SaaS Development UK··11 min read
How We Implement Complex Data Visualisations from Figma

The Gap Between a Figma Chart and a Production Chart

Data visualisation is where the distance between Figma and production is widest. A designer creates a line chart in Figma using vector paths, carefully positioned axis labels, a styled tooltip, and a colour-coded legend. It looks polished. It communicates the data clearly. And it has almost nothing in common with the code that will render the same chart in a browser.

In production, that chart needs to accept any dataset, scale its axes dynamically, render hundreds or thousands of data points without performance issues, show interactive tooltips on hover, handle missing data gracefully, animate between data states, resize responsively, and remain accessible to screen readers. None of these behaviours exist in the Figma file. They must be engineered from the visual specification.

This article covers how we approach that engineering challenge — the specific decisions and techniques we use to turn Figma chart designs into production data visualisations that match the design exactly while handling every real-world scenario the designer did not have to consider.

Choosing Between D3.js and Recharts

The first decision for any chart implementation is the rendering approach. We use two primary tools, and the choice depends on the chart type and level of design customisation required.
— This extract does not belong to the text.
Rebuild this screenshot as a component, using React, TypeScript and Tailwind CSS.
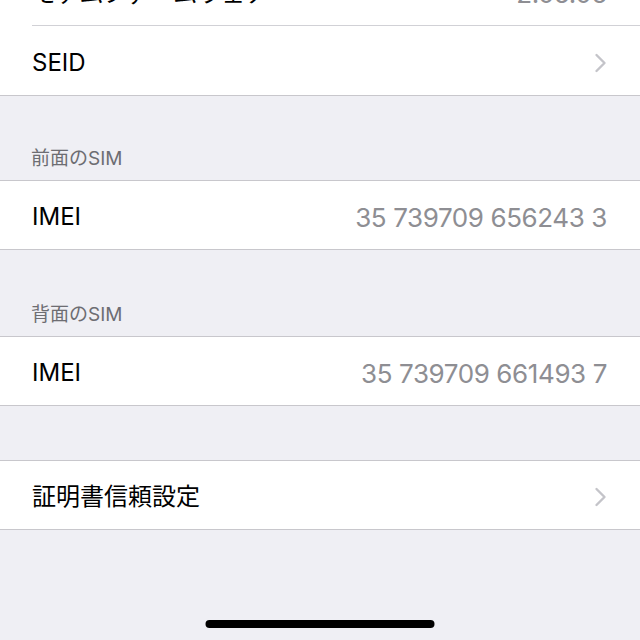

Recharts is our default for standard chart types — line charts, bar charts, area charts, pie charts, and scatter plots. It provides a declarative React API, handles axis scaling and layout automatically, and supports theming. When the Figma design shows a standard chart type with custom colours, fonts, and spacing, Recharts can usually match the design with thorough theme configuration. The development speed is significantly faster than D3.js for these standard types.

D3.js is our choice when the design requires full visual control. Radial bar charts, Sankey diagrams, treemaps, chord diagrams, multi-axis combination charts, or any visualisation where the layout logic is custom — these require D3.js. We also use D3.js when a standard chart type has design elements that fall outside Recharts' customisation capabilities, such as gradient fills along a line path, custom tick mark shapes, or animated axis transitions.

In practice, many SaaS dashboards use a combination of both. Standard metric charts use Recharts for development efficiency. The hero visualisation on the overview page — often a more complex, custom design — uses D3.js for complete control.

Axis Implementation

Axes are deceptively complex. The Figma design shows axis labels at specific positions with specific formatting — "Jan", "Feb", "Mar" along the x-axis; "0", "25k", "50k", "75k", "100k" along the y-axis. In production, the chart component does not know the data range in advance. The axis must scale dynamically based on the actual data, choose appropriate tick intervals, format labels according to the data type (dates, numbers, currencies, percentages), and avoid overlapping labels when the chart is narrow.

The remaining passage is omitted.